Once again this season, Miami finds itself in the Play-In late in the season. Orlando, despite holding a better record, posted a 1-3 record in four games against Miami. It feels like the one matchup Orlando would most like to avoid.

In their one win, however, the Magic showcased one of their best "playoff-like" performances this season. The opening-day starting five were in the lineup together for the first time in almost three months for this Jan. 21 matchup (Markelle Fultz-Jalen Suggs-Franz Wagner-Paolo Banchero-Wendell Carter) and made quick work of the Heat, holding them to a season-low 87 points.

All five starters went for double-digit scoring efforts (Banchero leading the way with 20) to turn the corner on a rough two-month stretch at the Kia Center. An 8-23 record dating back to December. The Heat shot 37.5 percent and had 18 turnovers in the first of two times Miami was held to less than 100 points this season against Orlando (the only team to do it twice).

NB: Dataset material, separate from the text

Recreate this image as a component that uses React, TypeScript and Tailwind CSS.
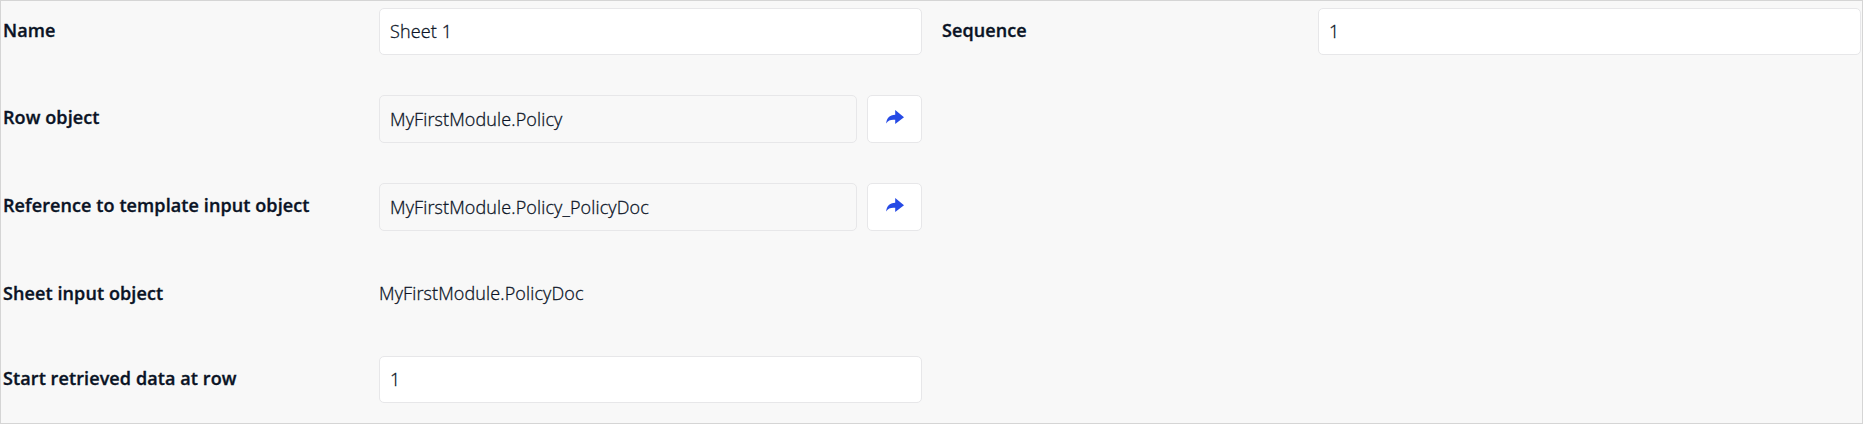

“It felt good to have everyone back tonight, and it’s good to see how effective our defense is when we have that unit in,” Markelle Fultz said after one of his stronger all-around performances of the season.

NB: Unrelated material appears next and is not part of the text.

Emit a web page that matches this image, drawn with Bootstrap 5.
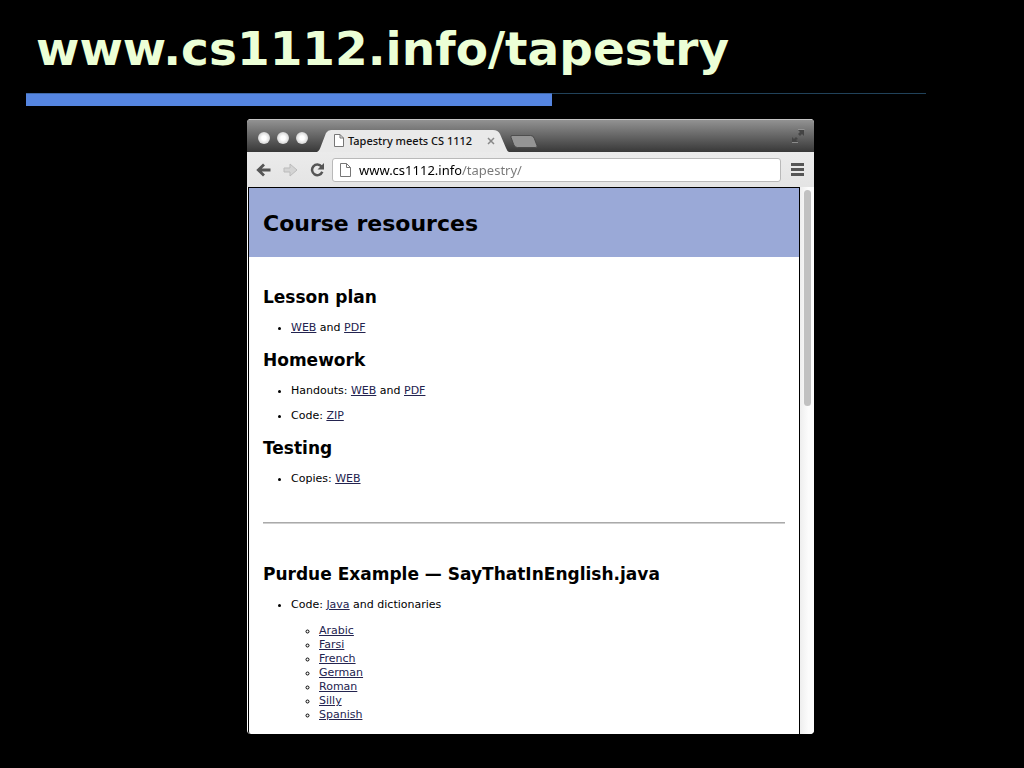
<!DOCTYPE html>
<html lang="en">
<head>
<meta charset="utf-8">
<meta name="viewport" content="width=device-width, initial-scale=1">
<title>www.cs1112.info/tapestry</title>
<link href="https://cdn.jsdelivr.net/npm/bootstrap@5.3.0/dist/css/bootstrap.min.css" rel="stylesheet">
<style>
  body { background: #000; color: #000; font-family: "DejaVu Sans", Verdana, sans-serif; font-size: 11px; line-height: 14px; }
  .slide-title { color: #ecffd6; font-size: 47px; line-height: 56px; font-weight: 700; padding: 21px 36px 16px; }
  .rule-grid { display: grid; grid-template-columns: 26fr 526fr 374fr 98fr; }
  .rule-thick { grid-column: 2; height: 13px; background: #5585e0; border-top: 1px solid #3f68a8; }
  .rule-thin { grid-column: 3; height: 1px; background: #21425a; }
  .stage-grid { display: grid; grid-template-columns: 247fr 567fr 210fr; padding: 13px 0 34px; }
  .browser { grid-column: 2; background: #fff; border-radius: 4px; min-width: 0; }
  .tab-strip { height: 33px; background: linear-gradient(#c4c4c4 0 1px, #929292 1px, #383838); padding: 0 9px 0 11px; }
  .lights { gap: 7px; }
  .dot { width: 12px; height: 12px; border-radius: 50%; background: radial-gradient(circle, #fff 25%, #e0e0e0 60%, #a5a5a5); }
  .page-tab { width: 192px; height: 23px; margin-left: 9px; padding: 0 14px 0 17px; background: #e9e9e9; color: #111; font-family: "Noto Sans", sans-serif; font-size: 11px; font-weight: 500; line-height: 22px; clip-path: path("M0 23 C2 22 3 20 4 17 L9 4 Q11 1 14 1 L176 1 Q181 1 183 5 L189 19 Q190 22 192 23 Z"); }
  .tool-row { height: 35px; background: linear-gradient(#ebebeb, #e4e4e4); padding: 0 10px 0 9px; }
  .plain { background: none; border: 0; padding: 0; line-height: 0; }
  .address { height: 24px; background: #fff; border: 1px solid #b9b9b9; border-radius: 3px; margin: 0 2px 0 8px; padding-left: 7px; }
  .address input { border: 0; outline: 0; padding: 0; height: 22px; min-width: 0; font-family: "Noto Sans", sans-serif; font-size: 13px; line-height: 20px; color: transparent; background: linear-gradient(90deg, #000 102px, #777 102px); -webkit-background-clip: text; background-clip: text; }
  .page-view { border: 1px solid #000; border-bottom: 0; margin-left: 1px; border-bottom-left-radius: 3px; min-width: 0; }
  .banner { background: #9aa9d7; padding: 22px 14px 19px; }
  h1 { font-size: 22px; line-height: 28px; font-weight: 700; margin: 0; }
  .doc { padding: 30px 14px 12px; }
  h2 { font-size: 17px; line-height: 20px; font-weight: 700; margin: 0 0 14px; }
  .doc ul { padding-left: 28px; margin: 0 0 15px; }
  .doc > ul > li + li { margin-top: 11px; }
  .doc ul ul { margin: 12px 0 0; }
  .doc a { color: #23234f; }
  .doc hr { height: 2px; border: 0; opacity: 1; background: linear-gradient(#aaa 1px, #d0d0d0 1px); margin: 36px 0 40px; }
  .scroll-track { width: 14px; background: linear-gradient(90deg, #eee, #fcfcfc 60%); border-bottom-right-radius: 3px; padding: 3px 3px 0 4px; }
  .scroll-thumb { height: 216px; border-radius: 4px; background: #c1c1c1; }
</style>
</head>
<body>
<header>
  <div class="slide-title">www.cs1112.info/tapestry</div>
  <div class="rule-grid"><div class="rule-thick"></div><div class="rule-thin"></div></div>
</header>
<main class="stage-grid">
  <section class="browser overflow-hidden">
    <div class="tab-strip d-flex align-items-end">
      <div class="lights d-flex align-self-center pt-1">
        <span class="dot"></span><span class="dot"></span><span class="dot"></span>
      </div>
      <div class="page-tab d-flex align-items-center">
        <svg class="flex-shrink-0" width="10" height="13" viewBox="0 0 10 13" fill="#fff" stroke="#777"><path d="M.5.5h5.500l3.500 3.500v8.500h-9zM6 .5V4h3.500"/></svg>
        <span class="ms-1 text-nowrap">Tapestry meets CS 1112</span>
        <button class="plain ms-auto" aria-label="Close tab"><svg width="8" height="8" viewBox="0 0 8 8" stroke="#888" stroke-width="1.500"><path d="M1 1l6 6M7 1L1 7"/></svg></button>
      </div>
      <button class="plain pb-1" aria-label="New tab"><svg width="30" height="13" viewBox="0 0 30 14"><path d="M2 .5h20q3 0 4 3l3 8q1 2-2 2H8q-3 0-4-3L1 2.500Q.5.5 2 .5z" fill="#949494" stroke="#474747"/></svg></button>
      <button class="plain ms-auto align-self-center" aria-label="Full screen"><svg width="14" height="14" viewBox="0 0 14 14" fill="#444"><path d="M7 1h6v6l-2-2-2 2-2-2 2-2zM1 13V8l2 2 2-2 2 2-2 1 2 2z"/><path d="M7 .5h6.500M1 13.500h6" stroke="#999" stroke-width=".8"/></svg></button>
    </div>
    <div class="tool-row d-flex align-items-center">
      <button class="plain" aria-label="Back"><svg width="15" height="14" viewBox="0 0 15 14" fill="none" stroke="#555" stroke-width="2.800"><path d="M14.500 7H3M8 1.500L2.300 7L8 12.500"/></svg></button>
      <button class="plain ms-2 ps-1" aria-label="Forward"><svg width="15" height="14" viewBox="0 0 15 14"><path d="M1 5h6V1l7 6-7 6V9H1z" fill="#d4d4d4" stroke="#bbb"/></svg></button>
      <button class="plain ms-2 ps-1" aria-label="Reload"><svg width="14" height="14" viewBox="0 0 14 14"><path d="M11.500 3.500A5.300 5.300 0 1 0 12.300 8.800" fill="none" stroke="#555" stroke-width="2.500"/><path d="M14 0v6.500H7.500z" fill="#555"/></svg></button>
      <div class="address d-flex align-items-center flex-grow-1">
        <svg class="flex-shrink-0 me-2" width="11" height="14" viewBox="0 0 11 14" fill="#fff" stroke="#777"><path d="M.5.5h6l4 4v9H.5zM6.500.5v4h4"/></svg>
        <input class="flex-grow-1" type="text" value="www.cs1112.info/tapestry/" aria-label="Address">
      </div>
      <button class="plain ms-2" aria-label="Menu"><svg width="13" height="13" viewBox="0 0 13 13" fill="#555"><path d="M0 0h13v3H0zM0 5h13v3H0zM0 10h13v3H0z"/></svg></button>
    </div>
    <div class="d-flex">
      <article class="page-view flex-grow-1">
        <div class="banner"><h1>Course resources</h1></div>
        <div class="doc">
          <h2>Lesson plan</h2>
          <ul><li><a href="#">WEB</a> and <a href="#">PDF</a></li></ul>
          <h2>Homework</h2>
          <ul>
            <li>Handouts: <a href="#">WEB</a> and <a href="#">PDF</a></li>
            <li>Code: <a href="#">ZIP</a></li>
          </ul>
          <h2>Testing</h2>
          <ul><li>Copies: <a href="#">WEB</a></li></ul>
          <hr>
          <h2>Purdue Example — SayThatInEnglish.java</h2>
          <ul class="mb-0">
            <li>Code: <a href="#">Java</a> and dictionaries
              <ul>
                <li><a href="#">Arabic</a></li>
                <li><a href="#">Farsi</a></li>
                <li><a href="#">French</a></li>
                <li><a href="#">German</a></li>
                <li><a href="#">Roman</a></li>
                <li><a href="#">Silly</a></li>
                <li><a href="#">Spanish</a></li>
              </ul>
            </li>
          </ul>
        </div>
      </article>
      <div class="scroll-track"><div class="scroll-thumb"></div></div>
    </div>
  </section>
</main>
<script src="https://cdn.jsdelivr.net/npm/bootstrap@5.3.0/dist/js/bootstrap.bundle.min.js"></script>
</body>
</html>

This postseason, it is fairly unlikely we get a Battle of the Sunshine State, given the current state of the standings. The Heat's loss to the Pacers on Sunday made getting out of the Play-In that much tougher. But Orlando can still climb to the 2-seed and face off against the Heat as a Play-In winner.

Orlando will need a healthy frontcourt to defend the biggest source of trouble on Miami's roster: Bam Adebayo. He is averaging 18.8 points per game, 9.3 rebounds per game and 4.8 assists per game in four regular season contests this year. Adebayo is an above-average glass-cleaner and does well for Miami getting second-chance points.

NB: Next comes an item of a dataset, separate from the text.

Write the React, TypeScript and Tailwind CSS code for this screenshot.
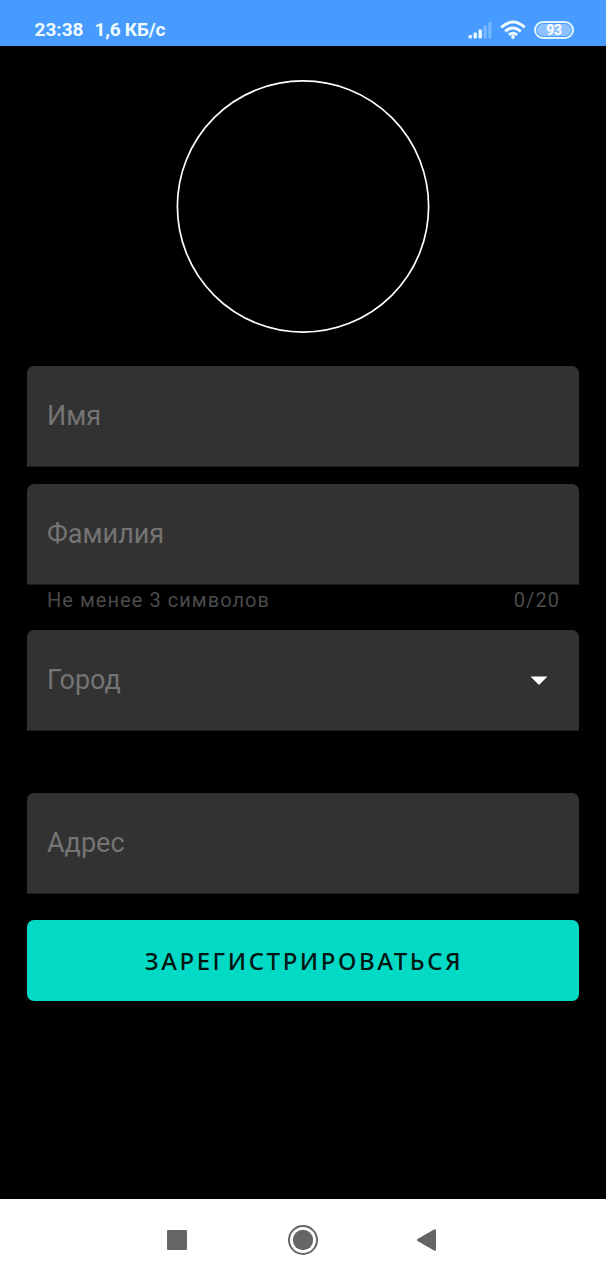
import type { ReactNode } from "react";

function StatusBar() {
  return (
    <header className="flex h-[46px] shrink-0 items-start justify-between bg-[#479bff] pl-[34.5px] pr-[32px] pt-[19px] text-white">
      <div className="flex gap-[11px] whitespace-pre text-[19px] font-bold leading-[22px] text-[#effbff]">
        <span>23:38</span>
        <span className="tracking-[-0.2px]">1,6 КБ/с</span>
      </div>
      <div className="flex h-[21px] items-center">
        <svg width="24" height="18" viewBox="0 0 24 18" fill="#e6f6ff">
          <rect x="0.5" y="14" width="3.4" height="3.5" rx="1" />
          <rect x="5.5" y="11.5" width="3.4" height="6" rx="1" />
          <rect x="10.5" y="8.5" width="3.4" height="9" rx="1" />
          <rect x="15.5" y="4.5" width="3.2" height="13" rx="1" opacity=".3" />
          <rect x="20.3" y="1" width="3.2" height="16.5" rx="1" opacity=".3" />
        </svg>
        <svg className="ml-2" width="26" height="20" viewBox="0 0 26 20" fill="none" stroke="#effaff" strokeWidth="2.9">
          <path d="M1.2 7.4Q13-3.4 24.8 7.4" />
          <path d="M5.2 11.4Q13 4.4 20.8 11.4" />
          <path d="M8.9 15Q13 11.6 17.1 15" />
          <circle cx="13" cy="17" r="1.9" fill="#effaff" stroke="none" />
        </svg>
        <div className="ml-2 flex h-[18px] w-[40px] items-center justify-center rounded-full border-2 border-[#e1f5ff] p-[1px]">
          <div className="flex h-full w-full items-center justify-center rounded-full bg-[#8dc2ff] text-[14px] font-bold leading-none tracking-[-0.3px]">93</div>
        </div>
      </div>
    </header>
  );
}

function Field({ label, children }: { label: string; children?: ReactNode }) {
  return (
    <div className="flex h-[101px] shrink-0 items-center justify-between rounded-t-[7px] border-b border-[#1c1c1c] bg-[#323232] pl-5 pr-[31px] text-[27px] leading-8 text-[#747474]">
      <span>{label}</span>
      {children}
    </div>
  );
}

export default function App() {
  return (
    <div className="flex h-[1280px] w-[606px] flex-col overflow-hidden bg-black font-['Roboto',sans-serif]">
      <StatusBar />
      <main className="flex flex-1 flex-col px-[27px] pt-[34px]">
        <svg className="mx-auto shrink-0" width="254" height="253" viewBox="0 0 254 253" fill="none">
          <circle cx="127" cy="126.5" r="125.6" stroke="white" strokeWidth="1.7" />
        </svg>
        <form className="mt-[33px] flex flex-col">
          <Field label="Имя" />
          <div className="mt-[17px] flex flex-col">
            <Field label="Фамилия" />
            <div className="flex h-[45px] justify-between pl-5 pr-[19px] pt-[3px] text-[20px] leading-6 tracking-[1.05px] text-[#4b4b4b]">
              <span>Не менее 3 символов</span>
              <span>0/20</span>
            </div>
          </div>
          <Field label="Город">
            <svg width="18" height="9" viewBox="0 0 18 9" fill="white">
              <path d="M0.5 0.5H17.5L9 9Z" />
            </svg>
          </Field>
          <div className="mt-[62px] flex flex-col">
            <Field label="Адрес" />
          </div>
          <button type="button" className="mt-[26px] flex h-[81px] items-center justify-center rounded-[7px] bg-[#03dac6] pl-0.5 pt-[1px] font-['Noto_Sans',sans-serif] text-[24px] font-medium leading-8 tracking-[2.55px] text-[#001713]">
            ЗАРЕГИСТРИРОВАТЬСЯ
          </button>
        </form>
      </main>
      <nav className="flex h-[81px] shrink-0 items-center justify-center bg-white">
        <svg width="272" height="32" viewBox="0 0 272 32" fill="#666">
          <rect x="0" y="6" width="20" height="20" rx="1" />
          <circle cx="136" cy="16" r="14" fill="none" stroke="#666" strokeWidth="2" />
          <circle cx="136" cy="16" r="10.2" />
          <path d="M250.5 15L267 5.5Q269 4.7 269 6.5V25.5Q269 27.3 267 26.5L250.5 17Q249.3 16 250.5 15Z" />
        </svg>
      </nav>
    </div>
  );
}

Limiting Adebayo's offensive output, especially against backup bigs in Goga Bitadze and Moe Wagner, will be a big point of contention in a potential playoff series.

Adebayo is able to stretch the floor too, which draws Orlando's top-10 defense inside the paint out on the perimeter, spreading the team thin, allowing for Adebayo to operate in more spacing (whether that be a drive, pull-up, or dish to an open man).